• [WHAT IS NEEDED]
Wherever the string "page" appears in the listing, copy that line.
----- DATA PROVIDED
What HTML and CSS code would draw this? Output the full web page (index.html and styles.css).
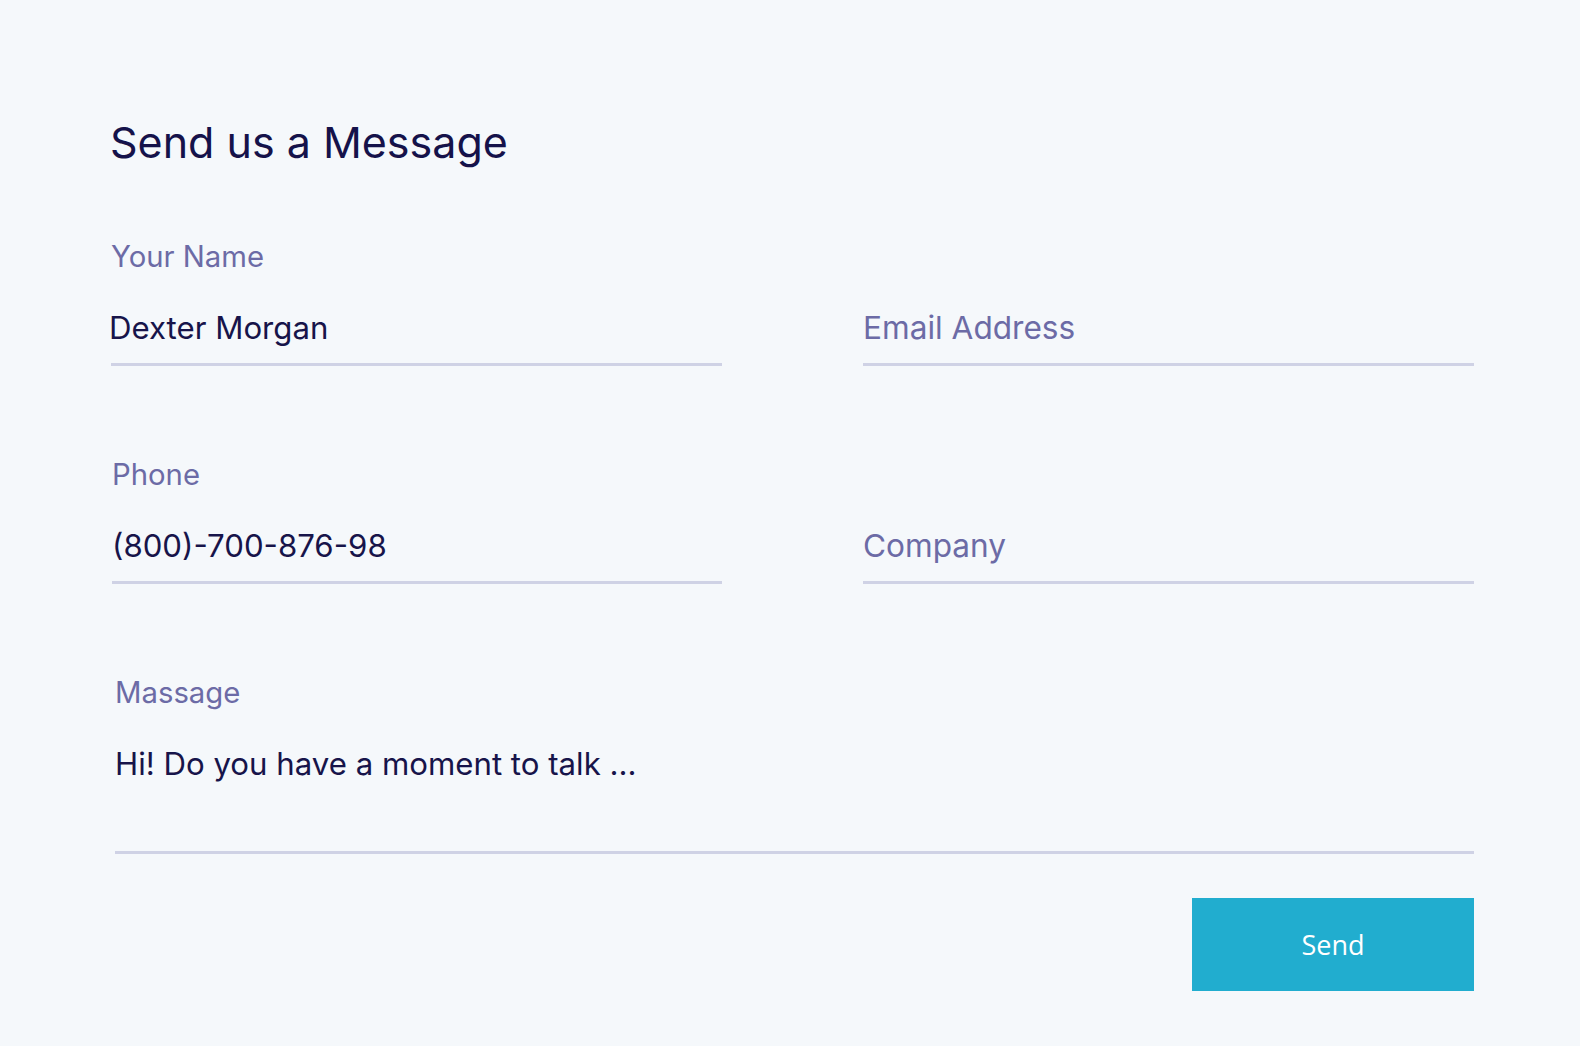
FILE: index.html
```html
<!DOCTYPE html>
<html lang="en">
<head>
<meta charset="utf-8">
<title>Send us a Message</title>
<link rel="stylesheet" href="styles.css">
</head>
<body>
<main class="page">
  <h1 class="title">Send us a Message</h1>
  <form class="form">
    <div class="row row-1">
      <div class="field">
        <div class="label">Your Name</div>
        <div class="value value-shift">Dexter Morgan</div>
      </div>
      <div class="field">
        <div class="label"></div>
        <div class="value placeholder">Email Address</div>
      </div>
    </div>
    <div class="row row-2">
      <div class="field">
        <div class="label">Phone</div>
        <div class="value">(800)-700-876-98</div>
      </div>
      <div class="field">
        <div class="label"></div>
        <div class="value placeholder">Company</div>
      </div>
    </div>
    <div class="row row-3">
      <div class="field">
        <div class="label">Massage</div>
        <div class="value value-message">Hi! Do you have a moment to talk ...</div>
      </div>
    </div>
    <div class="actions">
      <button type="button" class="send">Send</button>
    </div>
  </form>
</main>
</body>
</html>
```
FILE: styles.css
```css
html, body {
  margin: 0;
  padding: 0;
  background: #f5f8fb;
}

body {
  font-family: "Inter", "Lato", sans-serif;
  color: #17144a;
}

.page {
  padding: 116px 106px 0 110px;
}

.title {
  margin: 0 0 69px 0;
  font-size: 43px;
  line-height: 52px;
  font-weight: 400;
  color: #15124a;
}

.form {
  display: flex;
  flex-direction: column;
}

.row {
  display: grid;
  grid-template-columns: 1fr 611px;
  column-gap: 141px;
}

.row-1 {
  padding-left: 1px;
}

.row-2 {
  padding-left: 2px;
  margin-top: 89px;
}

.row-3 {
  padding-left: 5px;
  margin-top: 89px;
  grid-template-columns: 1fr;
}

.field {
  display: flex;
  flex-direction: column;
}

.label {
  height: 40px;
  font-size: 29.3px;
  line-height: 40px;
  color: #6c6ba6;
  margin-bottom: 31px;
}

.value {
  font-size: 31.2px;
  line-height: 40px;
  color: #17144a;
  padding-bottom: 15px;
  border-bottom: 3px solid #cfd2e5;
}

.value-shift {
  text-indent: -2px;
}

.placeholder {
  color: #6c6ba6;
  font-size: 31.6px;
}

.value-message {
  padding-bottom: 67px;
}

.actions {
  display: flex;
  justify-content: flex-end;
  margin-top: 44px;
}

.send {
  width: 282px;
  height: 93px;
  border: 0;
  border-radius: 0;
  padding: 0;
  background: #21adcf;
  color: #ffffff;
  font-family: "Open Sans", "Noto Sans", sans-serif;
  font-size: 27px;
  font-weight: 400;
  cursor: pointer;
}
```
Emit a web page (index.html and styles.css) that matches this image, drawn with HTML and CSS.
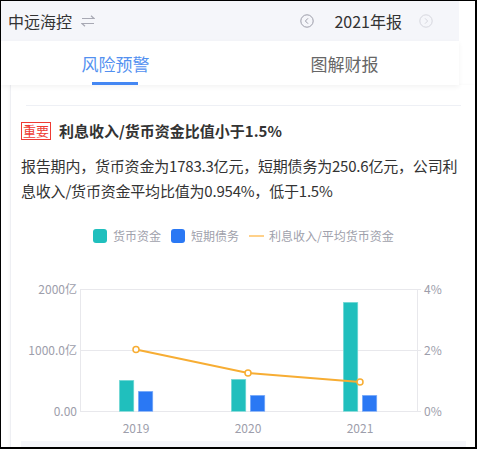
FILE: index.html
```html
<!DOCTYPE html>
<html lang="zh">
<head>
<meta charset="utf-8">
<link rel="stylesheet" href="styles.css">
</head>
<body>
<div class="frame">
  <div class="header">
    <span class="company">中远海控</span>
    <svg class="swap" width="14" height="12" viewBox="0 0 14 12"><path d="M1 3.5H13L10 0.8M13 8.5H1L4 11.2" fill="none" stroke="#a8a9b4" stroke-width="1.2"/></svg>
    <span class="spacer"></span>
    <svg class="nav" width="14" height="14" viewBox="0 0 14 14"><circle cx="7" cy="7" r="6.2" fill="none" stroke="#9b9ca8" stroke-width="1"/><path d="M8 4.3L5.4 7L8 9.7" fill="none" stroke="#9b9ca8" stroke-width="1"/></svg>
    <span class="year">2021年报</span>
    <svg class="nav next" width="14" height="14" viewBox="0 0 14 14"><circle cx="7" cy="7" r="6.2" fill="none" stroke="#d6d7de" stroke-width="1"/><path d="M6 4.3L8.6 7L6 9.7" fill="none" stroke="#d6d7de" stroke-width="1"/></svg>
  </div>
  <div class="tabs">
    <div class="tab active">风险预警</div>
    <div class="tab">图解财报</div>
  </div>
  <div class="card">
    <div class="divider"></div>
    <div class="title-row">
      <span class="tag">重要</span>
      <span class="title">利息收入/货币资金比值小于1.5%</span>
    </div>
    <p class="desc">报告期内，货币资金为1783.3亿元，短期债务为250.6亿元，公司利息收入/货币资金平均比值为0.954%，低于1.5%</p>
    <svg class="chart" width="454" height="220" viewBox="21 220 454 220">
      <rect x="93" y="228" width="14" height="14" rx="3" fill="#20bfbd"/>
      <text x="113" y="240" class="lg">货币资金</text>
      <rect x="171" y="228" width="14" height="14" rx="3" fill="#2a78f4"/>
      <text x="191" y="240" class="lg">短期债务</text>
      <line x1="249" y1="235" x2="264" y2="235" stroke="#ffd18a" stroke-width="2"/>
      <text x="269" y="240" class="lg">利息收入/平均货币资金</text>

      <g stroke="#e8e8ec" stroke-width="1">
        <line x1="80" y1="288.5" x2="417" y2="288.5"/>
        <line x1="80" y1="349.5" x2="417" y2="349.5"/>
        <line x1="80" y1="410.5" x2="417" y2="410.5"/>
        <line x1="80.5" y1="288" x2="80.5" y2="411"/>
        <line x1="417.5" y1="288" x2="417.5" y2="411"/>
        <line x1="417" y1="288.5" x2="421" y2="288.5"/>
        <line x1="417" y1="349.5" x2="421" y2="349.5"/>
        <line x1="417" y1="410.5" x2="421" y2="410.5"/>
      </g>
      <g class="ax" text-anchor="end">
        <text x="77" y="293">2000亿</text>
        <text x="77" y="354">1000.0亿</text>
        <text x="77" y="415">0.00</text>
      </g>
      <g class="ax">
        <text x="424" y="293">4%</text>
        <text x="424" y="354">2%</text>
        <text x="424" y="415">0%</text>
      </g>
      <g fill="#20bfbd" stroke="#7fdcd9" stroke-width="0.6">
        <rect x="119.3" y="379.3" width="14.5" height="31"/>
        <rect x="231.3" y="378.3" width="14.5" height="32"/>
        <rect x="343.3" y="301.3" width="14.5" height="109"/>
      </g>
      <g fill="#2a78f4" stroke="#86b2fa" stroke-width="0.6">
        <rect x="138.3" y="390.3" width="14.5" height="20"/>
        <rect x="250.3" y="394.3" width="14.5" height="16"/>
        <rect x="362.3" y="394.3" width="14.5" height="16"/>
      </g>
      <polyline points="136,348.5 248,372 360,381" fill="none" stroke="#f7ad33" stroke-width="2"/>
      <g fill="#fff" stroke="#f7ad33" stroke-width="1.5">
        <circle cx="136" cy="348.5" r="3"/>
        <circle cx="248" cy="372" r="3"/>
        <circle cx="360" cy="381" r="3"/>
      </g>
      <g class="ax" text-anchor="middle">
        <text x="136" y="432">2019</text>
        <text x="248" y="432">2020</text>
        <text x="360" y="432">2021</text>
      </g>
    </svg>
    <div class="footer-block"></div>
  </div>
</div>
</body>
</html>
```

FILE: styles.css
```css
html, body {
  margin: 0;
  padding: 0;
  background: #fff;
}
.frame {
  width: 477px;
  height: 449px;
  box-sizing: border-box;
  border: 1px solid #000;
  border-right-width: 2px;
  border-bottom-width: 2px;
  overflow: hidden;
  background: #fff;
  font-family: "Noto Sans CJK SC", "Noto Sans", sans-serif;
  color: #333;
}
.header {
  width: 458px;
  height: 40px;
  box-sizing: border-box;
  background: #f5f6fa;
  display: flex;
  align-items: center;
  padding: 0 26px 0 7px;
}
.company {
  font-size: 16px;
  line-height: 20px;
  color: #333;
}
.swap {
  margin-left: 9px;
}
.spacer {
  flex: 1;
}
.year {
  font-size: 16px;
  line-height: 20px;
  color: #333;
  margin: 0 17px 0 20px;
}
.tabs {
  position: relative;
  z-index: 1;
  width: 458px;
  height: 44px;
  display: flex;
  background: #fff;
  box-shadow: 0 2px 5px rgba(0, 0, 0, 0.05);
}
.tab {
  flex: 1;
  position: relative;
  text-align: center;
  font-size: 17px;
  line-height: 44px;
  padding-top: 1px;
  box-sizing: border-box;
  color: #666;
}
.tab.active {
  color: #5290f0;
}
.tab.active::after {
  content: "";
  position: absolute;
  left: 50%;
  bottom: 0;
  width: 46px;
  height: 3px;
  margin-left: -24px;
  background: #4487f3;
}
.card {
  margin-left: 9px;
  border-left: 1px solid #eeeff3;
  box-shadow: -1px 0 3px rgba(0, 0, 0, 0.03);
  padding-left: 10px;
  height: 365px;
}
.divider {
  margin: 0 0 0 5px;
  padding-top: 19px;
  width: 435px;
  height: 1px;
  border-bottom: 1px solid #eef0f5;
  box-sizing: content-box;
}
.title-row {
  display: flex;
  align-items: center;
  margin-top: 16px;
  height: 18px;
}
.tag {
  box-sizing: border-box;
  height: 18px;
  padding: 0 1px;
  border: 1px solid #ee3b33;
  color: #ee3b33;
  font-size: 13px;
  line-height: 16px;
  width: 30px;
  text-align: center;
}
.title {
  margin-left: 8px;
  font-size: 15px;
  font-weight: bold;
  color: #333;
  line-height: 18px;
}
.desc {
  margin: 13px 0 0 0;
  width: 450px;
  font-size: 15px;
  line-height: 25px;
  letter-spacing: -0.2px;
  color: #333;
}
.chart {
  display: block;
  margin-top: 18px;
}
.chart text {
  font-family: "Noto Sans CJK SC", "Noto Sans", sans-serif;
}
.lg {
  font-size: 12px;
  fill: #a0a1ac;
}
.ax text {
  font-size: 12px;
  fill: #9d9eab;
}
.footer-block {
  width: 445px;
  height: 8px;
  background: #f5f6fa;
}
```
----------
• [RESPONSE]
What HTML and CSS code would draw this? Output the full web page (index.html and styles.css).
<main class="page">
.page {
Emit a web page (index.html and styles.css) that matches this image, drawn with HTML and CSS.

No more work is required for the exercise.